Foi o que viveu a jovem Acássia Vitória Machado, de 27 anos, ao receber, na última quinta-feira (17), o diagnóstico de que seu bebê precisava de uma transfusão intrauterina urgente — e que, felizmente, o procedimento seria possível ali mesmo, em Roraima, pelo Sistema Único de Saúde.
“É o nosso segundo filho. Quando ouvimos que era algo raro, ficamos assustados. Mas logo vimos que os médicos estavam preparados. O cuidado deles nos deu segurança”, contou Breno Victor, também de 27 anos, pai do bebê, enquanto aguardava o fim da intervenção.
Este é o terceiro procedimento desse tipo já realizado na história da Maternidade, e o primeiro desde 2022. A transfusão foi indicada após exames laboratoriais e um ultrassom com Doppler fetal apontarem uma grave anemia no feto, provocada por uma incompatibilidade sanguínea entre mãe e bebê. A técnica consiste em injetar, ainda no útero, glóbulos vermelhos doados, ajudando a restabelecer a saúde do bebê e garantir o desenvolvimento até o nascimento.
“Se essa anemia não fosse tratada, o quadro poderia evoluir para complicações graves ou até a perda fetal. Felizmente conseguimos identificar a tempo e intervir”, explicou a médica obstetra Kelly Duarte, especialista em medicina fetal.
As hemácias utilizadas vieram do Hemoam, no Amazonas, o que revela a articulação entre centros públicos de saúde na Amazônia Legal para garantir o atendimento mesmo nos casos mais raros.
Para o diretor-geral da Maternidade, Manuel Roque, o retorno desse tipo de procedimento em Roraima é um avanço simbólico — e prático — para a rede pública.

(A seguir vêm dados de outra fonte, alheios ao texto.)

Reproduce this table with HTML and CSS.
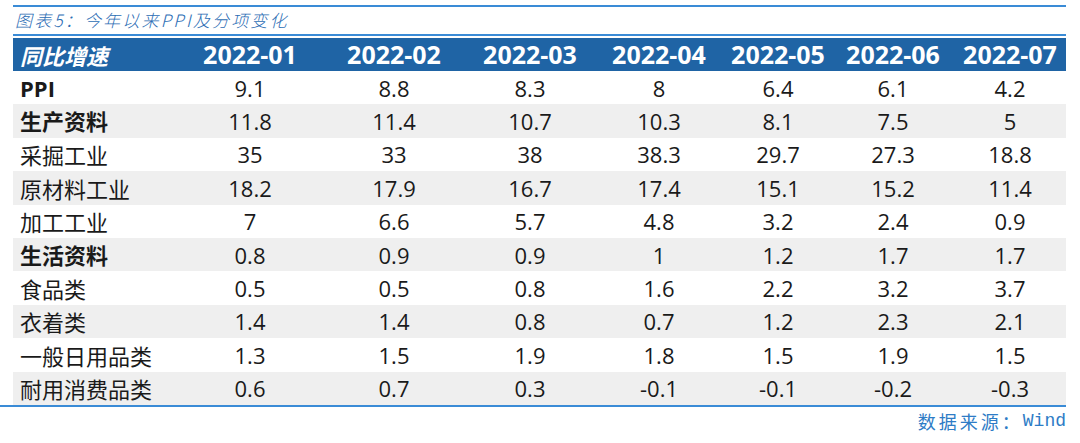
FILE: index.html
```html
<!DOCTYPE html>
<html lang="zh-CN">
<head>
<meta charset="utf-8">
<title>图表5：今年以来PPI及分项变化</title>
<link rel="stylesheet" href="styles.css">
</head>
<body>
<div class="figure">
  <div class="rule-top"></div>
  <div class="title">图表5：今年以来PPI及分项变化</div>
  <div class="rule-title"></div>
  <div class="table">
    <div class="head label">同比增速</div>
    <div class="head">2022-01</div>
    <div class="head">2022-02</div>
    <div class="head">2022-03</div>
    <div class="head">2022-04</div>
    <div class="head">2022-05</div>
    <div class="head">2022-06</div>
    <div class="head">2022-07</div>

    <div class="cell label bold">PPI</div>
    <div class="cell">9.1</div><div class="cell">8.8</div><div class="cell">8.3</div><div class="cell">8</div><div class="cell">6.4</div><div class="cell">6.1</div><div class="cell">4.2</div>

    <div class="cell alt label bold">生产资料</div>
    <div class="cell alt">11.8</div><div class="cell alt">11.4</div><div class="cell alt">10.7</div><div class="cell alt">10.3</div><div class="cell alt">8.1</div><div class="cell alt">7.5</div><div class="cell alt">5</div>

    <div class="cell label">采掘工业</div>
    <div class="cell">35</div><div class="cell">33</div><div class="cell">38</div><div class="cell">38.3</div><div class="cell">29.7</div><div class="cell">27.3</div><div class="cell">18.8</div>

    <div class="cell alt label">原材料工业</div>
    <div class="cell alt">18.2</div><div class="cell alt">17.9</div><div class="cell alt">16.7</div><div class="cell alt">17.4</div><div class="cell alt">15.1</div><div class="cell alt">15.2</div><div class="cell alt">11.4</div>

    <div class="cell label">加工工业</div>
    <div class="cell">7</div><div class="cell">6.6</div><div class="cell">5.7</div><div class="cell">4.8</div><div class="cell">3.2</div><div class="cell">2.4</div><div class="cell">0.9</div>

    <div class="cell alt label bold">生活资料</div>
    <div class="cell alt">0.8</div><div class="cell alt">0.9</div><div class="cell alt">0.9</div><div class="cell alt">1</div><div class="cell alt">1.2</div><div class="cell alt">1.7</div><div class="cell alt">1.7</div>

    <div class="cell label">食品类</div>
    <div class="cell">0.5</div><div class="cell">0.5</div><div class="cell">0.8</div><div class="cell">1.6</div><div class="cell">2.2</div><div class="cell">3.2</div><div class="cell">3.7</div>

    <div class="cell alt label">衣着类</div>
    <div class="cell alt">1.4</div><div class="cell alt">1.4</div><div class="cell alt">0.8</div><div class="cell alt">0.7</div><div class="cell alt">1.2</div><div class="cell alt">2.3</div><div class="cell alt">2.1</div>

    <div class="cell label">一般日用品类</div>
    <div class="cell">1.3</div><div class="cell">1.5</div><div class="cell">1.9</div><div class="cell">1.8</div><div class="cell">1.5</div><div class="cell">1.9</div><div class="cell">1.5</div>

    <div class="cell alt label">耐用消费品类</div>
    <div class="cell alt">0.6</div><div class="cell alt">0.7</div><div class="cell alt">0.3</div><div class="cell alt">-0.1</div><div class="cell alt">-0.1</div><div class="cell alt">-0.2</div><div class="cell alt">-0.3</div>
  </div>
</div>
<div class="rule-bottom"></div>
<div class="source"><span class="src-cjk">数据来源：</span><span class="src-latin">Wind</span></div>
</body>
</html>
```

FILE: styles.css
```css
html, body {
  margin: 0;
  padding: 0;
  background: #ffffff;
}

body {
  width: 1080px;
  height: 443px;
  overflow: hidden;
  font-family: "Open Sans", "Noto Sans CJK SC", sans-serif;
  color: #1a1a1a;
}

.figure {
  margin-left: 13px;
  width: 1053px;
  padding-top: 5px;
}

.rule-top {
  height: 2px;
  background: #3a8bd6;
}

.title {
  height: 27px;
  padding-left: 2px;
  font-family: "Noto Sans CJK SC", sans-serif;
  font-style: italic;
  font-weight: 300;
  font-size: 17px;
  line-height: 26px;
  letter-spacing: 2.2px;
  color: #2c6db4;
}

.rule-title {
  height: 2px;
  background: #3a8bd6;
}

.table {
  margin-top: 2px;
  display: grid;
  grid-template-columns: 165px 144px 144px 128px 130px 108px 122px 112px;
  grid-template-rows: 33px repeat(10, 33.4px);
}

.head {
  background: #1f64a5;
  color: #ffffff;
  font-weight: 700;
  font-size: 25px;
  display: flex;
  align-items: center;
  justify-content: center;
  line-height: 1;
}

.head.label {
  justify-content: flex-start;
  padding-left: 7px;
  font-family: "Noto Sans CJK SC", sans-serif;
  font-style: italic;
  font-size: 22px;
}

.cell {
  display: flex;
  align-items: center;
  justify-content: center;
  font-size: 22px;
  line-height: 1;
  background: #ffffff;
}

.cell.alt {
  background: #efefef;
}

.cell.label {
  justify-content: flex-start;
  padding-left: 7px;
  font-family: "Noto Sans CJK SC", sans-serif;
}

.cell.label.bold {
  font-family: "Open Sans", "Noto Sans CJK SC", sans-serif;
  font-weight: 700;
}

.rule-bottom {
  width: 1066px;
  height: 2px;
  background: #3a8bd6;
}

.source {
  width: 1066px;
  display: flex;
  justify-content: flex-end;
  align-items: center;
  height: 28px;
  color: #2e7cc6;
  font-size: 18px;
}

.src-cjk {
  font-family: "Noto Sans CJK SC", sans-serif;
  letter-spacing: 3px;
}

.src-latin {
  font-family: "Liberation Mono", monospace;
}
```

“É um sinal de que estamos evoluindo. Conseguimos reunir profissionais capacitados, tecnologia e sensibilidade para salvar vidas. Isso representa o SUS que dá certo, com equidade e excelência mesmo longe dos grandes centros”, afirmou.
Hoje, Acássia segue em acompanhamento, e o bebê apresenta melhora nos indicadores. A família agora vive dias mais tranquilos, enquanto aguarda o nascimento com mais confiança.
“Foi um susto. Mas também foi um milagre da ciência e da saúde pública. Somos muito gratos a todos”, finalizou o pai.